> [PROVIDED DATA]
⟨

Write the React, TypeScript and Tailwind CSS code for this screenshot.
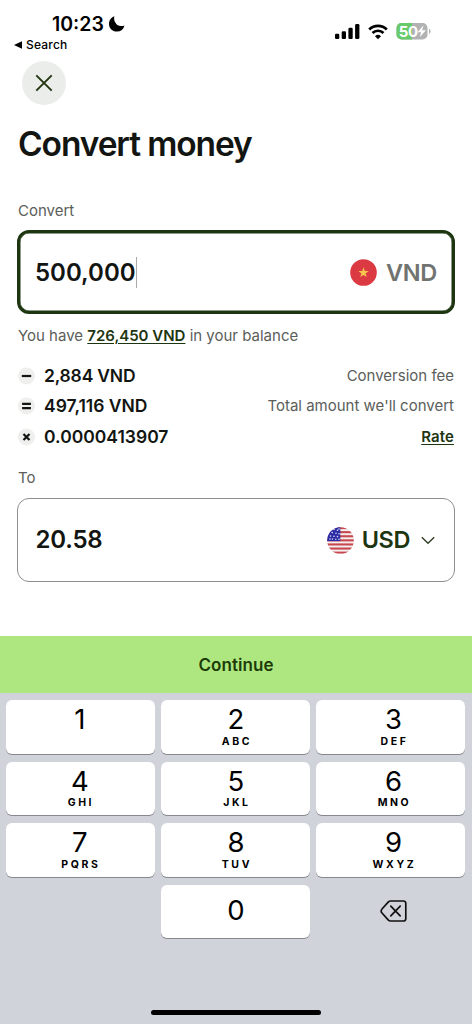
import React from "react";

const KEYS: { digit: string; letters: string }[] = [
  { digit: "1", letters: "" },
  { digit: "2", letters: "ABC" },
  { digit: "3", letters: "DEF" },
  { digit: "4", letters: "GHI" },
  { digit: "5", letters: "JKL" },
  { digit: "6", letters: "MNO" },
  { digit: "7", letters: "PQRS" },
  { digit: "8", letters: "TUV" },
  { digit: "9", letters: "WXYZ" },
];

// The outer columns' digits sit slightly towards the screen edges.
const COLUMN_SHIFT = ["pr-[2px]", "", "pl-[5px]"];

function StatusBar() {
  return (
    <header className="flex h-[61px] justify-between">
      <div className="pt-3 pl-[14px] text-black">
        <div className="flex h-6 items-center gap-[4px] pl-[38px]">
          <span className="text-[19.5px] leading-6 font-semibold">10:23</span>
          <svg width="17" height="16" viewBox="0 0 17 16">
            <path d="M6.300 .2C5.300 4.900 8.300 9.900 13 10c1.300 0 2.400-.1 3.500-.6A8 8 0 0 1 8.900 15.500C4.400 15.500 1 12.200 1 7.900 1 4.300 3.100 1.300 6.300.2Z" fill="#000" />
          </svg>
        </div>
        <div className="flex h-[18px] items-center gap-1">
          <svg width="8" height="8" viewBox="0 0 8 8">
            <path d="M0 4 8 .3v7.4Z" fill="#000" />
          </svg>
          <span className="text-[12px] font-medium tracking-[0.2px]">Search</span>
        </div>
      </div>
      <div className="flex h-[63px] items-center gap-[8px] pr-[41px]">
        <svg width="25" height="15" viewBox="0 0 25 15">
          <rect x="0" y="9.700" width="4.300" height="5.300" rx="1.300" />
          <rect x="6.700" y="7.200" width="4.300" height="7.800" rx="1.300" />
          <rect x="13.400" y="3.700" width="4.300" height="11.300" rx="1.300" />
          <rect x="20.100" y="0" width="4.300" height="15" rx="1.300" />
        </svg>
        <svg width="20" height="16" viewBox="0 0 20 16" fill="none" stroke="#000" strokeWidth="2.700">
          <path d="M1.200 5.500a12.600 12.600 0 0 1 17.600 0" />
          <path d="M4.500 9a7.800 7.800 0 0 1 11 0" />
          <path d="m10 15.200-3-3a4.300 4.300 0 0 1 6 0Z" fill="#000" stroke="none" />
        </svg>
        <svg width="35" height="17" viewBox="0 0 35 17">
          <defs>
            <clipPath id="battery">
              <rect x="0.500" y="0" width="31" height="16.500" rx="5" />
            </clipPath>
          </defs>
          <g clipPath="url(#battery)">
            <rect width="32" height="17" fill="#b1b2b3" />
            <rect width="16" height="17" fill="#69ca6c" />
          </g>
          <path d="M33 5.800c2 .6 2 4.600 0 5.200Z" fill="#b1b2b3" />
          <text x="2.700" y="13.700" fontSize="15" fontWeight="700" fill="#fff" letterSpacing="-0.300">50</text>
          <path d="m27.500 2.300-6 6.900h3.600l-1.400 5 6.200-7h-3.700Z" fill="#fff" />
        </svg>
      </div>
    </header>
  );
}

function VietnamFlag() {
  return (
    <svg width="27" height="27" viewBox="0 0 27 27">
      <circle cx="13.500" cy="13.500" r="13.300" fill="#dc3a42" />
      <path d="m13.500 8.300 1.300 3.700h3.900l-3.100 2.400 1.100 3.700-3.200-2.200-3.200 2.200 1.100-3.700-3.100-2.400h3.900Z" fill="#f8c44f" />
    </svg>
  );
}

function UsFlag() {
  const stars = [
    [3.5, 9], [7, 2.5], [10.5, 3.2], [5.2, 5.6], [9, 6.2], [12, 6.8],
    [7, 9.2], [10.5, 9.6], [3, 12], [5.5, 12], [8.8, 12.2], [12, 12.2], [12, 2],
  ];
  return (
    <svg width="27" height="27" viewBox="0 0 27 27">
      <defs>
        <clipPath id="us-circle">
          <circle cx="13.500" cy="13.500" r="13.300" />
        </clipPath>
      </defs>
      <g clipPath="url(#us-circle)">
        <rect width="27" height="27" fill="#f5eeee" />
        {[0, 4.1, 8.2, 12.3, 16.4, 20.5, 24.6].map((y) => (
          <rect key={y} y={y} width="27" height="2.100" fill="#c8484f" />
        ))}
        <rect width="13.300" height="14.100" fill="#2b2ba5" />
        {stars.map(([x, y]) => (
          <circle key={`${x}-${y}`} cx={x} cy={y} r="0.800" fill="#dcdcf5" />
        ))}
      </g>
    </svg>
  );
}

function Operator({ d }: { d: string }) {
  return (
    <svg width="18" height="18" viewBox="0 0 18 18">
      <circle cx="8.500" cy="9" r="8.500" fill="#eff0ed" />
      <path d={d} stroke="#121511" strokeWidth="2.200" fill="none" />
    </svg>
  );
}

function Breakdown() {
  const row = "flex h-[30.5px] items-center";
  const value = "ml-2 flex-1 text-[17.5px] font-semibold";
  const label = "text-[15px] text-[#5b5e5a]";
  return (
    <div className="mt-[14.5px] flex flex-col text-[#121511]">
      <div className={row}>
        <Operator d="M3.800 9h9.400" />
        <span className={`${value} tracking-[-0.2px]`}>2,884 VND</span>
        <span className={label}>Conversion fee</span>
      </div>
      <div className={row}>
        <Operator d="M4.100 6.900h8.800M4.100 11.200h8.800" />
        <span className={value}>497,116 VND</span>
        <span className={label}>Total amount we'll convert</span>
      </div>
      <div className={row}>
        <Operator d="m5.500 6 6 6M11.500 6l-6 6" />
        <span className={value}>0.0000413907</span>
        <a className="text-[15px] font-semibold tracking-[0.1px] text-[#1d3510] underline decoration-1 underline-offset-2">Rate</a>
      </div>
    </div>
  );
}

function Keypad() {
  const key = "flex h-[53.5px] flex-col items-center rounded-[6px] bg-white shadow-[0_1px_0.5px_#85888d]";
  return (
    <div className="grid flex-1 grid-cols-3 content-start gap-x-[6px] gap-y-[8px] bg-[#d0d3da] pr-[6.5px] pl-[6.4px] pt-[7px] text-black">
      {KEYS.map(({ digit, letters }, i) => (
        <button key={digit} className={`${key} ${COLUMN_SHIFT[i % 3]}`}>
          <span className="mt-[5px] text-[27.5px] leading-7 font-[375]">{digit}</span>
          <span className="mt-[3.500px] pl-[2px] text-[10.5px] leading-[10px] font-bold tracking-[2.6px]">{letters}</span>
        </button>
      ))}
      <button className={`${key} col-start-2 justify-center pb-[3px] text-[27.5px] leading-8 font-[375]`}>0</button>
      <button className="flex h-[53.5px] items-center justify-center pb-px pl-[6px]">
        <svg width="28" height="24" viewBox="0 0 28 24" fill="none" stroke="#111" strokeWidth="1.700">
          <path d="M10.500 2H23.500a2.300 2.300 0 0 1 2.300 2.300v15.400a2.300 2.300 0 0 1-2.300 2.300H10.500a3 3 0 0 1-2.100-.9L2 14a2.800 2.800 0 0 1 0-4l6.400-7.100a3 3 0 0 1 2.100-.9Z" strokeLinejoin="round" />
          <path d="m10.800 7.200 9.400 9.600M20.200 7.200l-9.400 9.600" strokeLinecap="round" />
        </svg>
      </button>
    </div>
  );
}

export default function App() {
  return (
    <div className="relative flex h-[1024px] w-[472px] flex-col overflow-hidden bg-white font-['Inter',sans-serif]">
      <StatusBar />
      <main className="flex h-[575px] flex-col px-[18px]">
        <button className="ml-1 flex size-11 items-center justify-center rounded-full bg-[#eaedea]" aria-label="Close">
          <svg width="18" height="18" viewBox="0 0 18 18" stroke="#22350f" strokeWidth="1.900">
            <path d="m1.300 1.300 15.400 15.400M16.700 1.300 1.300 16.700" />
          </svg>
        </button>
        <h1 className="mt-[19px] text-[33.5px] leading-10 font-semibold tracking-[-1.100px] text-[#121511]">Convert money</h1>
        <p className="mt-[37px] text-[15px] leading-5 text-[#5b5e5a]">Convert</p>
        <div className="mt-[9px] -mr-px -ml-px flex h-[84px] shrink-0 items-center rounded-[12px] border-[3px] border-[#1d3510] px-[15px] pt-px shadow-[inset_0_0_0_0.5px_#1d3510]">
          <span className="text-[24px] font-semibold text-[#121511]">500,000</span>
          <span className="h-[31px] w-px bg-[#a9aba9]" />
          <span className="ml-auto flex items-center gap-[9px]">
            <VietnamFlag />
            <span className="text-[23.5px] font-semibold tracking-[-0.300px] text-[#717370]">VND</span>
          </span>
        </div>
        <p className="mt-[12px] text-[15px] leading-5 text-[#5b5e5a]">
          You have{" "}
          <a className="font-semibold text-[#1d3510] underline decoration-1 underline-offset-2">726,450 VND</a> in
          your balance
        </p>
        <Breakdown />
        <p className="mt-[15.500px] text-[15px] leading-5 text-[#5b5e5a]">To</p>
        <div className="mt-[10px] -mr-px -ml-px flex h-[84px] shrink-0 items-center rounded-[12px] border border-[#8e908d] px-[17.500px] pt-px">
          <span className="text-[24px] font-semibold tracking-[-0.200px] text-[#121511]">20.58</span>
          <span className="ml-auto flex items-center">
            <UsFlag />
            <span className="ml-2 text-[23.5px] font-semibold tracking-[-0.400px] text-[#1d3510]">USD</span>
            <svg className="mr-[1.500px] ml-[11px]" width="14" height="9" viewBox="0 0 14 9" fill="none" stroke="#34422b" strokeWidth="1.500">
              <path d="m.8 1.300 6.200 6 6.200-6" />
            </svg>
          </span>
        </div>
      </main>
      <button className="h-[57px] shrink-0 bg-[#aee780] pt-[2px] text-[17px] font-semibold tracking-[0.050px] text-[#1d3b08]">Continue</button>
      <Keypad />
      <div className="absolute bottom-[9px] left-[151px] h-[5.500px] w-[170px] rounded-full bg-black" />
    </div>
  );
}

⟩
⟨

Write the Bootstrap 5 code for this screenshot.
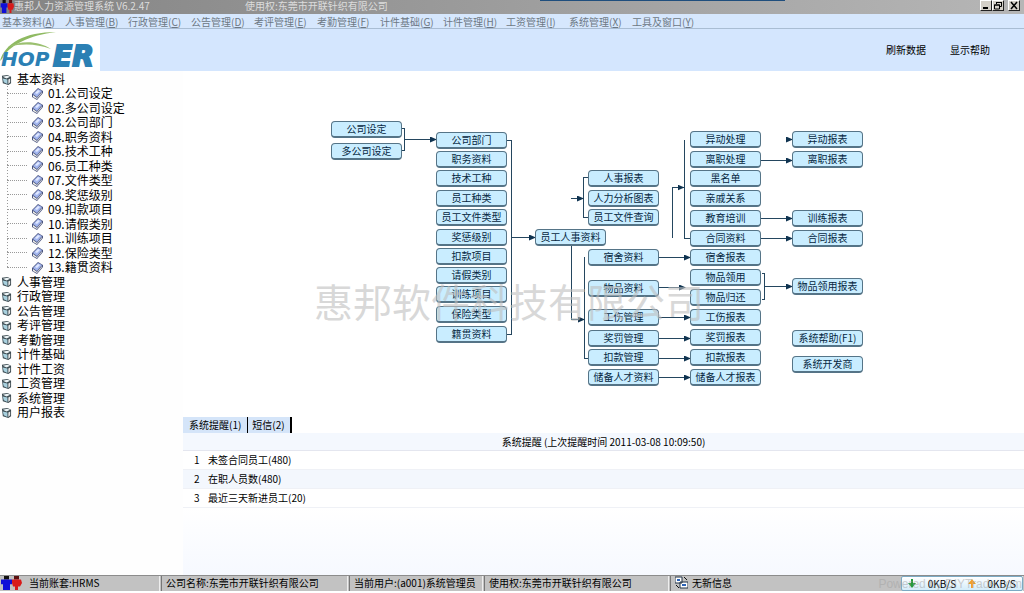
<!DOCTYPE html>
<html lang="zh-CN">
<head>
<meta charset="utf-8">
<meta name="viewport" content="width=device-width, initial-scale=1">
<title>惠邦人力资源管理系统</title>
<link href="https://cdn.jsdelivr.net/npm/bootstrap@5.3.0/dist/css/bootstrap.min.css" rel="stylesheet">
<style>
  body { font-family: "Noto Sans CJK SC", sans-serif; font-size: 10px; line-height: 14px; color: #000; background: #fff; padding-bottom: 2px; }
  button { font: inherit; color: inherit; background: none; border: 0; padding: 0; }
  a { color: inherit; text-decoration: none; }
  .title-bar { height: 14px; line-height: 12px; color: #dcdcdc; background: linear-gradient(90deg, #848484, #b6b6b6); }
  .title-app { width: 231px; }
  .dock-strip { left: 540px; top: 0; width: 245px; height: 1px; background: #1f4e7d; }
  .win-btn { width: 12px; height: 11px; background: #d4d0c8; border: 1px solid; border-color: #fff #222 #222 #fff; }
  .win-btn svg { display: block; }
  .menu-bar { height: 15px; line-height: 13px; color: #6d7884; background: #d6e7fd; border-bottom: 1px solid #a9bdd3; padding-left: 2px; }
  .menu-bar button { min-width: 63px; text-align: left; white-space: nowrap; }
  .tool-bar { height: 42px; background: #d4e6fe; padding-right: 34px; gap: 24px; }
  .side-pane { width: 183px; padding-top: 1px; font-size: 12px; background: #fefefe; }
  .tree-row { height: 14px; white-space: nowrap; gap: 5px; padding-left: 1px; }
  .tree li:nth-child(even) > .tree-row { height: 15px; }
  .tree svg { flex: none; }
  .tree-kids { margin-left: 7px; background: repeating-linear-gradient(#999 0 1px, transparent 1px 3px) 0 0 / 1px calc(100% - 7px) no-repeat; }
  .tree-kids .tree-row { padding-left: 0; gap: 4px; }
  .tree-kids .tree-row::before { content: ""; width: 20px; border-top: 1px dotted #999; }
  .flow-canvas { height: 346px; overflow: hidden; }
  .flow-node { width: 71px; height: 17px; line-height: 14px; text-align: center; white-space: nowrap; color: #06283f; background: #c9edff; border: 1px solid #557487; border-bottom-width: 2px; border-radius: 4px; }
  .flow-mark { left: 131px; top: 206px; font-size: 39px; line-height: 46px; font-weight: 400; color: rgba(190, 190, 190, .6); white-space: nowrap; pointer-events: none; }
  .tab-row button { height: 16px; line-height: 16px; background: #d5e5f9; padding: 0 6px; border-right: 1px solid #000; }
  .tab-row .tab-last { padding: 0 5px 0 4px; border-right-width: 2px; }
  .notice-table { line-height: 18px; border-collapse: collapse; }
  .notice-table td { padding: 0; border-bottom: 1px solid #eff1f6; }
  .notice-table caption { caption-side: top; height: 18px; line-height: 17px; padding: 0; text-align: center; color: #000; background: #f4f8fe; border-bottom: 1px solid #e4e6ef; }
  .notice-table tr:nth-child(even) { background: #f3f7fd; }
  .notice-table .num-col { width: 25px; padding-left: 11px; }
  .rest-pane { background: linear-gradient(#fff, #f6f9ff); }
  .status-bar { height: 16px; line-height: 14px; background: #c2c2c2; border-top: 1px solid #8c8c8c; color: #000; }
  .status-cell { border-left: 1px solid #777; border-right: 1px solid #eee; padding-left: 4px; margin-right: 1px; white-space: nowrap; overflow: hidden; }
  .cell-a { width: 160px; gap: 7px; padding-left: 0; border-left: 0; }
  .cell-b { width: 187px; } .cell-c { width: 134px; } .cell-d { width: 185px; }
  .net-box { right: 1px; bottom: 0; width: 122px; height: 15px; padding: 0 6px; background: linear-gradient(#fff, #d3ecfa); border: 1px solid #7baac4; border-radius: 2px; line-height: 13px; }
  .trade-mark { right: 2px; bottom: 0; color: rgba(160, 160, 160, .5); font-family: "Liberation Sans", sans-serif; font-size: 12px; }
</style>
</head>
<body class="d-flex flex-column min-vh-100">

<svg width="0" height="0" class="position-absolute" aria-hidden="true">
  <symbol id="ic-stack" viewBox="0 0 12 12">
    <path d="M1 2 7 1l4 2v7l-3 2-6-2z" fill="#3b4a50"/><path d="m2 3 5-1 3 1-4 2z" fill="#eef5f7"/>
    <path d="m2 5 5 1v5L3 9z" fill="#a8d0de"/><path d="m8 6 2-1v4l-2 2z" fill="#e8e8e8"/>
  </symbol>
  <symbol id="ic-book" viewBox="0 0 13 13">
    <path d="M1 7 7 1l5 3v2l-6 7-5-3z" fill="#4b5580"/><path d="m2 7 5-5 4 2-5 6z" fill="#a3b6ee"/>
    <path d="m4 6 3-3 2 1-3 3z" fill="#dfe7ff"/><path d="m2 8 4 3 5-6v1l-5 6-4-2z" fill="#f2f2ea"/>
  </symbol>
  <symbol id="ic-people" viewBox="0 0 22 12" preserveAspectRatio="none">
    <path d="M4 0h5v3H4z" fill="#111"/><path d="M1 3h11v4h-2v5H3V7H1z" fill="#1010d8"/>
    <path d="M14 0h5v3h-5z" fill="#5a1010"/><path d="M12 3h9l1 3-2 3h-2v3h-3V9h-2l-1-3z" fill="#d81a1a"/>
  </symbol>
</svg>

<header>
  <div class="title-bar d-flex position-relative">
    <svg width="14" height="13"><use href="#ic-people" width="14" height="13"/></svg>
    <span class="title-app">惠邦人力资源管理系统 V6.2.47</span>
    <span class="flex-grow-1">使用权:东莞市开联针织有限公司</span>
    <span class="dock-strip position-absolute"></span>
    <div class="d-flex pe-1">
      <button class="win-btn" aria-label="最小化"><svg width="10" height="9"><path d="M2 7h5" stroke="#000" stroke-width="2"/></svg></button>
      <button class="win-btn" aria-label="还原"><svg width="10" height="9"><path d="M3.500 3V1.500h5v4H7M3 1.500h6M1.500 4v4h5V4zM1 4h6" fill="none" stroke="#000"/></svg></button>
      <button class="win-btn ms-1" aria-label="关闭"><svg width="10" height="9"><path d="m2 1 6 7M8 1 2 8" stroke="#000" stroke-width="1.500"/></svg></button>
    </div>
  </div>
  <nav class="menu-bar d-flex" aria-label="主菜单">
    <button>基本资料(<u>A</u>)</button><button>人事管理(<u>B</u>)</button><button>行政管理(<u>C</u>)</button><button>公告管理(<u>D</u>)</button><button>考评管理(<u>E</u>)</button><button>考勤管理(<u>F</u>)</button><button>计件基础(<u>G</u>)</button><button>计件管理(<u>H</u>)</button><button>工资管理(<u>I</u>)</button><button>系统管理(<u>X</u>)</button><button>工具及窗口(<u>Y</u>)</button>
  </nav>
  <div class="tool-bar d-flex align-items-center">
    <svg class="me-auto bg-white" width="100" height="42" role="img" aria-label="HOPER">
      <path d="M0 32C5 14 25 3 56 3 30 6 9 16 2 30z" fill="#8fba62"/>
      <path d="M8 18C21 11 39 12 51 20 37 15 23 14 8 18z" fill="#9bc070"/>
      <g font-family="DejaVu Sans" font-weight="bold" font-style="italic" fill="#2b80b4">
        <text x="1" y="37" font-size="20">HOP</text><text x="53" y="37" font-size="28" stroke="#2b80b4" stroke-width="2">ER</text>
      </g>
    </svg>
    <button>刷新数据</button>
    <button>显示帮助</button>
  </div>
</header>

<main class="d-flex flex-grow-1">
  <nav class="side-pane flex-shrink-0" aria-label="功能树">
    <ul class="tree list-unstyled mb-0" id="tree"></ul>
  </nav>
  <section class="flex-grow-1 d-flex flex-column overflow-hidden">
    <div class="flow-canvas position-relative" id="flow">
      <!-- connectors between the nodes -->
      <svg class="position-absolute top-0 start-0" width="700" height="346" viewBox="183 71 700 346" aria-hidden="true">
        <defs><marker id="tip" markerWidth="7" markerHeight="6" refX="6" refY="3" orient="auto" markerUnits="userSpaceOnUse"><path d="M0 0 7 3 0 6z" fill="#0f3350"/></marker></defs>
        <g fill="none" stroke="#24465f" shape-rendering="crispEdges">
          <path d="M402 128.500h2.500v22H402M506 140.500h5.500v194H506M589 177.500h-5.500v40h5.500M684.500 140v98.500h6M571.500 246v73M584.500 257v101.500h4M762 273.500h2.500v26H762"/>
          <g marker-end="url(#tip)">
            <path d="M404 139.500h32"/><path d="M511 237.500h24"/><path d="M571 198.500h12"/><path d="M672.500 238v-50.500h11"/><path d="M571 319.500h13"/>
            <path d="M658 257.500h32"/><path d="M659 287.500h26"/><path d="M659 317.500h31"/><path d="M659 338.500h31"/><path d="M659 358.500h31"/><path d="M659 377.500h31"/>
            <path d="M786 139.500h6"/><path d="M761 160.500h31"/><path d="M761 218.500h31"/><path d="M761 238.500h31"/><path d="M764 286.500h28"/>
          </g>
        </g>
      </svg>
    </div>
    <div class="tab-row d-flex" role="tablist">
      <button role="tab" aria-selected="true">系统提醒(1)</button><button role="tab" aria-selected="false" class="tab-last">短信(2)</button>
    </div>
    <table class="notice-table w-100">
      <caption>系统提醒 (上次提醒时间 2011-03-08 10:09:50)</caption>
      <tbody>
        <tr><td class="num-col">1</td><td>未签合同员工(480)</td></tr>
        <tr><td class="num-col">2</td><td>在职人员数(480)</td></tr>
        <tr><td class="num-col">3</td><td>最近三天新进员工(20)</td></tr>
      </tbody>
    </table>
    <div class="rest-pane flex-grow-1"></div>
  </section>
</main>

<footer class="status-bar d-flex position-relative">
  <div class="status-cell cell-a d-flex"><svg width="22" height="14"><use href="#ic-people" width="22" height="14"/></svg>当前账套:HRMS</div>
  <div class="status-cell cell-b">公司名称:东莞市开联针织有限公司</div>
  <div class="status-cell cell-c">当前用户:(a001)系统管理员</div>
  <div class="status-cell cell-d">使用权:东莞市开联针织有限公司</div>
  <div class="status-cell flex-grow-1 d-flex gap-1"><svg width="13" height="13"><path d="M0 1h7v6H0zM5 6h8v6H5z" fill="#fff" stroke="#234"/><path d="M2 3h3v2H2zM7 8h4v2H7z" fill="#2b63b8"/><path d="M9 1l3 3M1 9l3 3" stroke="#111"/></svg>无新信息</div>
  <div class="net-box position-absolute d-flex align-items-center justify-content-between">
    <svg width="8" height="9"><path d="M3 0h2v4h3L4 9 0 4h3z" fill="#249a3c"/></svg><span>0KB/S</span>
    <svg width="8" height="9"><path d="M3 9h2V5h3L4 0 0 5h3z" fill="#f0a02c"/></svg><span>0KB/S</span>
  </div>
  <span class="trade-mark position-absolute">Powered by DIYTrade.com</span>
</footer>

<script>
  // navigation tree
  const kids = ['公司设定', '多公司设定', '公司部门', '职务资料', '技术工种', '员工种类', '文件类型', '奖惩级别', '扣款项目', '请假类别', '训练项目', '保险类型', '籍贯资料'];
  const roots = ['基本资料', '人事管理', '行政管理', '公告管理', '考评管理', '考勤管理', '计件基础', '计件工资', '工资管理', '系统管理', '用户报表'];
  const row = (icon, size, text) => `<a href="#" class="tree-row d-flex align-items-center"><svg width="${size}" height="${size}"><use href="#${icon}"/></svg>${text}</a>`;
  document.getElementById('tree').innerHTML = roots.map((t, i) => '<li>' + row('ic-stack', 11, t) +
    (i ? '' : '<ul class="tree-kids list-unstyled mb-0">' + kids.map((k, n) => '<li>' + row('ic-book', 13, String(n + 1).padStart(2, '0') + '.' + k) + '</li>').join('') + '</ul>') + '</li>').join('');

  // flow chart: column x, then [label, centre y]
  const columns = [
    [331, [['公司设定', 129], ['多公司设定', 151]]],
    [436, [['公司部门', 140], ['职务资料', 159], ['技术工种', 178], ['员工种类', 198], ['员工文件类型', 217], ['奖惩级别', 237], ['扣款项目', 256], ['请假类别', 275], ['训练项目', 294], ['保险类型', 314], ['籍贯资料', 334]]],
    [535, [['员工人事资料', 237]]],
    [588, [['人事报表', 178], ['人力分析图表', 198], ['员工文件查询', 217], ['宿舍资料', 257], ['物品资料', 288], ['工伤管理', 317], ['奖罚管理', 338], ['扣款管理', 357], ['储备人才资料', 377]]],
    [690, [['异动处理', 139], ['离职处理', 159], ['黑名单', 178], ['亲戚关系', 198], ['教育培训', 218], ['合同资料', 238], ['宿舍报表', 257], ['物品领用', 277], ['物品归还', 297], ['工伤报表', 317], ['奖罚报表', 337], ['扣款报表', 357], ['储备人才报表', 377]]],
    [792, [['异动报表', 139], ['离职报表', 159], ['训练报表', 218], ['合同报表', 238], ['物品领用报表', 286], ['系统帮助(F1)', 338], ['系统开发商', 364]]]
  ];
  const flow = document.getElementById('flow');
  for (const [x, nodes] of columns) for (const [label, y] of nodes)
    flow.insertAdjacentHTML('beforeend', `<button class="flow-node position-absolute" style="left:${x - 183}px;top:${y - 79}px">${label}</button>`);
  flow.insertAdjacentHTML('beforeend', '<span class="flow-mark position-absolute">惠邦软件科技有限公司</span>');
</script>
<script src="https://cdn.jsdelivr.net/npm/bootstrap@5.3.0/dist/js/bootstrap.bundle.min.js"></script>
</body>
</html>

⟩

> [TASK TO CARRY OUT] Skip all pictures and retype only the stretch from the line that holds "Write the React, TypeScript" through the line that holds "import React from", exactly as written.

> [ANSWER]
Write the React, TypeScript and Tailwind CSS code for this screenshot.
import React from "react";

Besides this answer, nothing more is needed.